そこで、野本社長は業務の効率化に着手した。日本酒の製造に欠かせない米麹を作るためには、麹室の温度を麹菌が繁殖しやすい温度に保つことが欠かせない。麹製造に必要な温度管理を効率化するため、業務改善助成金を活用して麹室に新たにパネルヒーターを導入した。これにより、麹室の温度を麹菌の繁殖に適した温度に保つことができ、麹製造にかかる時間が大幅に短くなった。また、麹室の温度を管理するためには夜間も工場内に管理者が必要だったが、温度情報をクラウド化したことで、どこからでも麹室内の温度をモニタリングできるようにした。この結果、従業員の超過勤務を減らすことができた。さらに、瓶に酒を詰め込んだ後に行う栓付け作業や酒瓶へのラベル張り作業を自動化する機器を導入したことによって、少ない人手で作業を行うことができるようになった。「おいしい日本酒を届けるため、一つひとつの工程を誤りなく行うことは大事。でも、日本酒のクオリティを保ちつつも改善できるところはたくさんある。」と野本社長。品質の維持と業務効率の改善を両立させる工夫が、同社の酒造りのいたるところに施されている。

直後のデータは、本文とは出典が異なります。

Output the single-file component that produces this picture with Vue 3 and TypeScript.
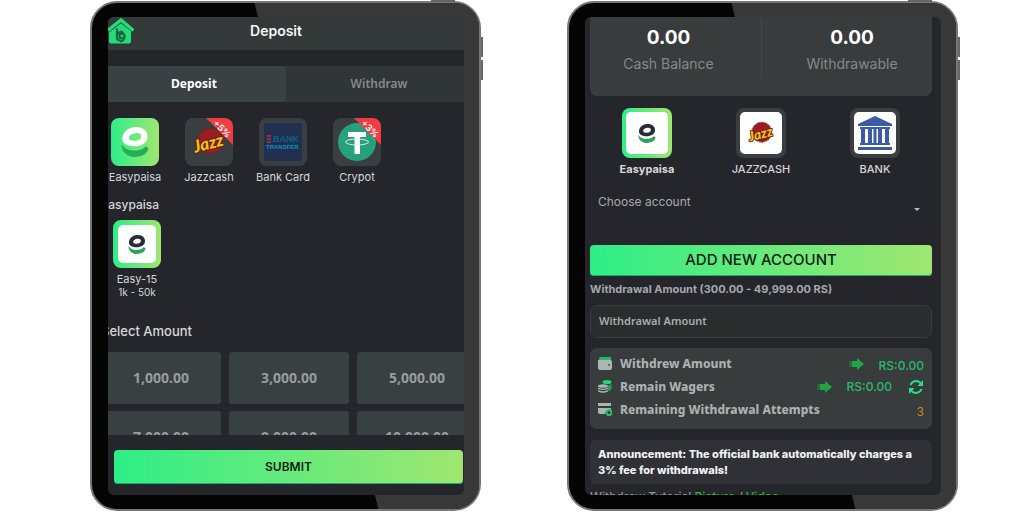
<script setup lang="ts">
import { ref } from 'vue'

interface Method {
  id: string
  label: string
  bonus?: string
}

const depositMethods: Method[] = [
  { id: 'easypaisa', label: 'Easypaisa' },
  { id: 'jazz', label: 'Jazzcash', bonus: '+5%' },
  { id: 'card', label: 'Bank Card' },
  { id: 'crypto', label: 'Crypot', bonus: '+3%' },
]
const withdrawMethods: Method[] = [
  { id: 'easypaisa', label: 'Easypaisa' },
  { id: 'jazz', label: 'JAZZCASH' },
  { id: 'bank', label: 'BANK' },
]
const amounts: string[] = ['1,000.00', '3,000.00', '5,000.00', '7,000.00', '9,000.00', '10,000.00']
const balances = [
  { value: '0.00', label: 'Cash Balance' },
  { value: '0.00', label: 'Withdrawable' },
]

const tab = ref('Deposit')
const depositMethod = ref('easypaisa')
const withdrawMethod = ref('easypaisa')
const withdrawal = ref('')
</script>

<template>
  <main class="page">
    <svg class="defs" aria-hidden="true">
      <symbol id="e-mark" viewBox="0 0 30 32">
        <path class="e-ring" fill-rule="evenodd" d="M15 0C23 -0.500 28.500 4 28.500 10C28.500 17 22 20.500 14.500 20.500C7 20.500 1.500 18 1.500 12.500C1.500 6 7 0.500 15 0ZM16 6.500C12 6.700 8.500 9 8.500 11.800C8.500 14 11 14.800 14.500 14.700C19 14.500 21.500 12.500 21.500 10C21.500 7.500 19.500 6.300 16 6.500Z" />
        <path class="e-swoosh" d="M0.500 18.500C5 25 11 25.500 17 25C22 24.500 25 22 26 20.500L29.500 22.500C28.500 29 22 32 15 32C7 32 0.500 27 0.500 18.500Z" />
      </symbol>
      <symbol id="jazz-mark" viewBox="0 0 32 30">
        <circle cx="17" cy="14" r="12.500" fill="#9d1c22" />
        <circle cx="17" cy="14" r="12.500" fill="none" stroke="#6f2226" stroke-width="1" stroke-dasharray="2 1" />
        <text x="0" y="22" transform="rotate(-14 16 16)" font-family="Lato, sans-serif" font-size="17" font-weight="900" font-style="italic" fill="#f9bd18" stroke="#5a2414" stroke-width="2" paint-order="stroke">Jazz</text>
      </symbol>
      <symbol id="arrow" viewBox="0 0 15 12">
        <path d="M0 3H3V9H0Z" fill="#1f8a3c" opacity=".5" />
        <path d="M3 3H8V0L15 6L8 12V9H3Z" fill="#20a446" />
      </symbol>
    </svg>

    <section class="tablet">
      <i class="key top-key"></i><i class="key side-key"></i><i class="key side-key lower"></i>
      <div class="screen">
        <header class="bar">
          <svg class="home" viewBox="0 0 26 26" aria-label="Home">
            <path d="M13 5L23 13V24Q23 26 21 26H3Q1 26 1 24V14Z" fill="#22dc79" />
            <path d="M0 15L13 5L26 15" fill="none" stroke="#2f3535" stroke-width="1.500" />
            <path d="M0 13L13 2.500L25.500 13" fill="none" stroke="#22dc79" stroke-width="3.500" />
            <path d="M9 11V20Q9 23 12 23M9 17Q13 12 15 16" fill="none" stroke="#17643f" stroke-width="2.200" />
            <circle cx="14" cy="18.500" r="2.500" fill="none" stroke="#17643f" stroke-width="2" />
            <path d="M16.500 18.500Q17 23 12 24" fill="none" stroke="#17643f" stroke-width="1.800" />
          </svg>
          <h1>Deposit</h1>
        </header>
        <nav class="tabs">
          <button v-for="t in ['Deposit', 'Withdraw']" :key="t" type="button" :class="{ active: t === tab }" @click="tab = t">{{ t }}</button>
        </nav>

        <div class="scroller">
          <div class="methods">
            <button v-for="m in depositMethods" :key="m.id" type="button" class="method" @click="depositMethod = m.id">
              <span class="tile" :class="{ picked: m.id === depositMethod }">
                <svg v-if="m.id === 'easypaisa'" class="e-large"><use href="#e-mark" /></svg>
                <svg v-else-if="m.id === 'jazz'" class="jazz-large"><use href="#jazz-mark" /></svg>
                <svg v-else-if="m.id === 'card'" class="fill" viewBox="0 0 48 48">
                  <rect x="5" y="5" width="38" height="38" rx="2" fill="#21304f" />
                  <path d="M8 18H12M8 21H12M8 24H12" stroke="#b5303c" stroke-width="1.500" />
                  <text x="14" y="24" font-family="Liberation Sans, sans-serif" font-size="9" font-weight="700" fill="#0e6089">BANK</text>
                  <text x="7" y="31" font-family="Liberation Sans, sans-serif" font-size="6" font-weight="700" fill="#128fc4">TRANSFER</text>
                </svg>
                <svg v-else class="fill" viewBox="0 0 48 48">
                  <circle cx="24" cy="24" r="19" fill="#26a17b" />
                  <path d="M15 14H33V19H27V36H21.500V19H15Z" fill="#fff" />
                  <ellipse cx="24" cy="24" rx="11.500" ry="3" fill="none" stroke="#d5f3e8" stroke-width="1" />
                </svg>
                <svg v-if="m.bonus" class="fill" viewBox="0 0 48 48">
                  <path d="M21 0H41Q48 2 48 8V27Z" fill="#ee3e42" />
                  <text x="37" y="14" transform="rotate(45 37 11)" text-anchor="middle" font-family="Inter, sans-serif" font-size="9" font-weight="600" fill="#fff">{{ m.bonus }}</text>
                </svg>
              </span>
              <span class="name">{{ m.label }}</span>
            </button>
          </div>

          <h2 class="channel-title">Easypaisa</h2>
          <button type="button" class="channel">
            <span class="tile picked framed"><svg class="e-small"><use href="#e-mark" /></svg></span>
            <span class="name">Easy-15</span>
            <span class="range">1k - 50k</span>
          </button>

          <h2 class="amount-title">Select Amount</h2>
          <div class="amounts">
            <button v-for="a in amounts" :key="a" type="button">{{ a }}</button>
          </div>
        </div>
        <footer class="foot"><button type="button" class="cta submit">SUBMIT</button></footer>
      </div>
    </section>

    <section class="tablet">
      <i class="key top-key"></i><i class="key side-key"></i><i class="key side-key lower"></i>
      <div class="screen withdraw">
        <div class="balances">
          <div v-for="b in balances" :key="b.label"><strong>{{ b.value }}</strong><span>{{ b.label }}</span></div>
        </div>

        <div class="options">
          <button v-for="m in withdrawMethods" :key="m.id" type="button" class="method" :class="{ chosen: m.id === withdrawMethod }" @click="withdrawMethod = m.id">
            <span class="tile framed wide" :class="{ picked: m.id === withdrawMethod }">
              <svg v-if="m.id === 'easypaisa'" class="e-small"><use href="#e-mark" /></svg>
              <svg v-else-if="m.id === 'jazz'" class="jazz-small"><use href="#jazz-mark" /></svg>
              <svg v-else class="bank" viewBox="0 0 36 36" fill="#3b5ba5">
                <path d="M18 1L35 9V11H1V9ZM3 12H33V14H3ZM4 14H8V28H4ZM11 14H15V28H11ZM21 14H25V28H21ZM28 14H32V28H28ZM16.500 14H19.500V28H16.500ZM3 28H33V30H3ZM1 32H35V35H1Z" />
              </svg>
            </span>
            <span class="name">{{ m.label }}</span>
          </button>
        </div>

        <div class="picker">
          <select aria-label="Choose account"><option>Choose account</option></select>
          <svg class="caret" viewBox="0 0 6 3"><path d="M0 0H6L3 3Z" fill="#b5b8ba" /></svg>
        </div>
        <button type="button" class="cta add">ADD NEW ACCOUNT</button>

        <label class="field-label" for="amount">Withdrawal Amount (300.00 - 49,999.00 RS)</label>
        <input id="amount" v-model="withdrawal" class="field" type="text" placeholder="Withdrawal Amount" />

        <ul class="facts">
          <li>
            <svg viewBox="0 0 14 13"><path d="M1 2Q1 0 3 0H13V4H1Z" fill="#24b86a" /><path d="M0 3H12Q14 3 14 5V11Q14 13 12 13H2Q0 13 0 11Z" fill="#abb5b3" /><circle cx="11" cy="8" r="1" fill="#4a5251" /></svg>
            <b>Withdrew Amount</b>
            <svg class="arrow"><use href="#arrow" /></svg>
            <span class="sum low">RS:0.00</span>
          </li>
          <li>
            <svg viewBox="0 0 14 13"><ellipse cx="9" cy="2" rx="4.500" ry="2" fill="#26d579" /><path d="M10 5.500Q13 5 13.500 3.500V9Q13 11 10 11Z" fill="#249b5c" /><ellipse cx="5" cy="6" rx="5" ry="1.800" fill="#abb5b3" /><path d="M0 7.500Q5 10 10 7.500V9Q5 11 0 9ZM0 10Q5 12.500 10 10V11.500Q5 14 0 11.500Z" fill="#abb5b3" /></svg>
            <b>Remain Wagers</b>
            <svg class="arrow"><use href="#arrow" /></svg>
            <span class="sum">RS:0.00</span>
            <button type="button" class="refresh" aria-label="Refresh">
              <svg viewBox="0 0 16 16"><path d="M2.500 6A6 6 0 0 1 12.500 4M13.500 10A6 6 0 0 1 3.500 12" fill="none" stroke="#27df87" stroke-width="2" /><path d="M15 1V7H9.500ZM1 15V9H6.500Z" fill="#27df87" /></svg>
            </button>
          </li>
          <li>
            <svg viewBox="0 0 14 13"><path d="M0 0H13V3H0ZM0 5H13V7Q8 6 7 11H2Q0 11 0 9Z" fill="#abb5b3" /><circle cx="11" cy="9.500" r="2.500" fill="#334" stroke="#23c56f" stroke-width="2" /></svg>
            <b>Remaining Withdrawal Attempts</b>
            <span class="count">3</span>
          </li>
        </ul>

        <p class="notice">Announcement: The official bank automatically charges a 3% fee for withdrawals!</p>
        <p class="tutorial">Withdraw Tutorial <a href="#picture">Picture</a> / <a href="#video">Video</a></p>
      </div>
    </section>
  </main>
</template>

<style>
body { background: #fff; }
</style>

<style scoped>
.page, .page * { box-sizing: border-box; }
.page {
  display: flex;
  gap: 86px;
  height: 100vh;
  padding: 1px 66px 1px 90px;
  overflow: hidden;
  background: #fff;
  color: #d5d7d8;
  font: 11px/14px Inter, "Liberation Sans", sans-serif;
}
h1, h2, p, ul { margin: 0; padding: 0; }
button { padding: 0; border: 0; background: none; color: inherit; font: inherit; cursor: pointer; }
.defs { position: absolute; width: 0; height: 0; }
.e-ring { fill: var(--ring, #2d2a38); }
.e-swoosh { fill: var(--swoosh, #2aa65a); }

/* device shell */
.tablet {
  position: relative;
  display: flex;
  flex: 1;
  min-width: 0;
  padding: 14px 15px 14px 16px;
  border: 2px solid #777;
  border-radius: 27px;
  background: #050505;
}
.tablet::before {
  content: "";
  position: absolute;
  inset: 0;
  border-radius: 24px;
  background: #383838;
  clip-path: polygon(42% 0, 100% 0, 100% 100%, 74% 100%);
}
.key { position: absolute; background: #666; }
.top-key { top: -3px; right: 24px; width: 24px; height: 2px; }
.side-key { top: 34px; right: -4px; width: 2px; height: 20px; }
.side-key.lower { top: 57px; }
.screen {
  position: relative;
  display: flex;
  flex: 1;
  flex-direction: column;
  min-width: 0;
  overflow: hidden;
  border-radius: 6px;
  background: #25262c;
}

/* deposit */
.bar { position: relative; flex: none; height: 33px; background: #333838; }
.bar h1 { padding-right: 20px; color: #f5f6f6; font-size: 14px; font-weight: 600; line-height: 28px; text-align: center; }
.home { position: absolute; top: 0; left: 0; width: 26px; height: 27px; }
.tabs { display: grid; flex: none; grid-template-columns: 1fr 1fr; height: 36px; margin-top: 16px; background: #303637; }
.tabs button { padding-right: 6px; color: #85898a; font: 600 12px/36px "Noto Sans", sans-serif; }
.tabs .active { border-radius: 0 3px 3px 0; background: #3a4142; color: #fff; font-weight: 700; }
.tabs button:last-child { padding: 0 0 0 8px; }
.scroller { flex: 1; min-height: 0; margin: 16px -13px 0 -7px; overflow: hidden; }
.methods { display: grid; grid-template-columns: repeat(4, 74px); margin-left: -3px; }
.method { display: flex; flex-direction: column; align-items: center; }
.tile {
  position: relative;
  display: grid;
  width: 48px;
  height: 48px;
  place-items: center;
  overflow: hidden;
  border-radius: 8px;
  background: #393f40;
}
.tile.picked { background: linear-gradient(90deg, #2eee87, #a0e670); }
.tile.framed::before { content: ""; position: absolute; inset: 5px; border-radius: 5px; background: #fff; }
.tile svg { position: relative; grid-area: 1 / 1; }
.tile .fill { width: 48px; height: 48px; }
.e-large { width: 28px; height: 30px; --ring: #fff; --swoosh: #25ad57; }
.e-small { width: 18px; height: 19px; }
.jazz-large { width: 32px; height: 30px; }
.jazz-small { width: 26px; height: 24px; }
.bank { width: 36px; height: 36px; }
.name { margin-top: 4px; white-space: nowrap; }
.channel-title { margin: 14px 0 8px; font-size: 12px; font-weight: 500; line-height: 14px; }
.channel { display: flex; flex-direction: column; align-items: center; margin-left: 12px; font-size: 11px; }
.channel .name { line-height: 14px; }
.range { font-size: 10px; line-height: 12px; }
.amount-title { margin: 26px 0 14px; font-size: 13px; font-weight: 500; line-height: 14px; }
.amounts { display: grid; grid-template-columns: 1fr 1fr 1fr; gap: 7px 8px; }
.amounts button { height: 52px; border-radius: 3px; background: #394041; color: #999d9e; font: 700 14px/52px "Noto Sans", sans-serif; }
.foot { flex: none; padding: 15px 1px 11px 6px; }
.cta {
  width: 100%;
  border-radius: 4px;
  background: linear-gradient(90deg, #2eee87, #a0e670);
  box-shadow: inset 0 -1px #1cae6c;
  color: #101c12;
  text-align: center;
}
.submit { display: block; height: 34px; font-size: 12px; font-weight: 600; }

/* withdraw */
.withdraw { padding: 0 9px 0 5px; }
.balances { display: grid; flex: none; grid-template-columns: 1fr 1fr; height: 79px; border-radius: 0 0 7px 7px; background: #383c3c; text-align: center; }
.balances div { display: flex; flex-direction: column; gap: 2px; height: 62px; padding: 9px 14px 0 0; }
.balances div + div { padding: 9px 0 0 10px; border-left: 1px solid #424747; }
.balances strong { color: #fff; font-size: 19px; line-height: 24px; }
.balances span { color: #85898a; font-size: 14px; line-height: 24px; }
.options { display: grid; grid-template-columns: 1fr 1fr 1fr; margin-top: 12px; }
.options .name { font-weight: 500; }
.options .chosen .name { font-weight: 700; }
.wide { width: 50px; height: 50px; }
.tile.wide::before { inset: 4px; }
.picker { position: relative; margin-top: 14px; }
.picker select { width: 100%; height: 24px; padding: 0 8px; border: 0; appearance: none; background: none; color: #a7a9ac; font: 12px/24px Inter, sans-serif; }
.caret { position: absolute; top: 18px; right: 12px; width: 6px; height: 3px; }
.add { flex: none; height: 31px; margin-top: 31px; padding-bottom: 2px; font-size: 15px; font-weight: 500; }
.field-label { margin-top: 6px; color: #a4a8aa; font-size: 11px; font-weight: 700; line-height: 14px; }
.field { flex: none; width: 100%; height: 33px; margin-top: 9px; padding: 0 8px 2px; border: 1px solid #383b3e; border-radius: 7px; background: #292d2e; color: #ddd; font: 600 11px/28px "Noto Sans", sans-serif; }
.field::placeholder { color: #a7acac; opacity: 1; }
.facts { flex: none; margin-top: 10px; padding: 4px 8px 8px; border-radius: 7px; background: #383c3c; list-style: none; }
.facts li { display: flex; align-items: center; height: 23px; }
.facts li > svg:first-child { width: 14px; height: 13px; margin-right: 8px; }
.facts b { color: #a9b2b0; font: 800 12px/20px "Noto Sans", sans-serif; }
.facts .arrow { width: 15px; height: 12px; margin-left: auto; }
.sum { margin-left: 15px; color: #29b973; font-size: 12px; font-weight: 500; }
.sum.low { padding-top: 4px; }
.refresh { width: 16px; height: 16px; margin-left: 16px; }
.refresh svg { display: block; width: 16px; height: 16px; }
.count { margin-left: auto; padding-top: 4px; color: #c18a25; font-size: 12px; }
.notice { flex: none; margin-top: 11px; padding: 6px 8px; border-radius: 6px; background: #303137; color: #f0f1f2; font-size: 11px; font-weight: 800; line-height: 16px; }
.tutorial { flex: none; margin-top: 6px; color: #8d9193; font-size: 12px; font-weight: 500; line-height: 14px; white-space: nowrap; }
.tutorial a { color: #25b83b; text-decoration: none; }
</style>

これらの業務効率化により、2024年度はパート従業員の賃金を中心に時給換算額で45円の引き上げを達成することができた。

(新たに導入したパネルヒーター)

(仕込み作業の様子)
苦しい状況でも継続的な賃金引き上げを目指す
同社は、業務効率化に取り組む以外の方法でも経営努力を重ねている。例えば、同社は海外に目を向け、販路開拓に取り組んでいる。海外販売の比率を高めた結果、現在では海外向けが売り上げ全体の3分の1程度となっている。これにより、国内向けの売り上げの減少を、海外向けによってカバーできている。さらに、同社の主力商品である「秋田晴」に、新たに「エース」シリーズを追加した。異なる味や香りを持つ商品を開発し、消費者の多様化する嗜好に沿った商品を売り出そうという戦略だ。野本社長は静かに、力強く語る。「伝統を守ることも大事。でも、時代の変化に応じて酒造りは変わらないといけない。」従業員の雇用と歴史ある酒蔵を守るため、社長の挑戦はまだまだ続く。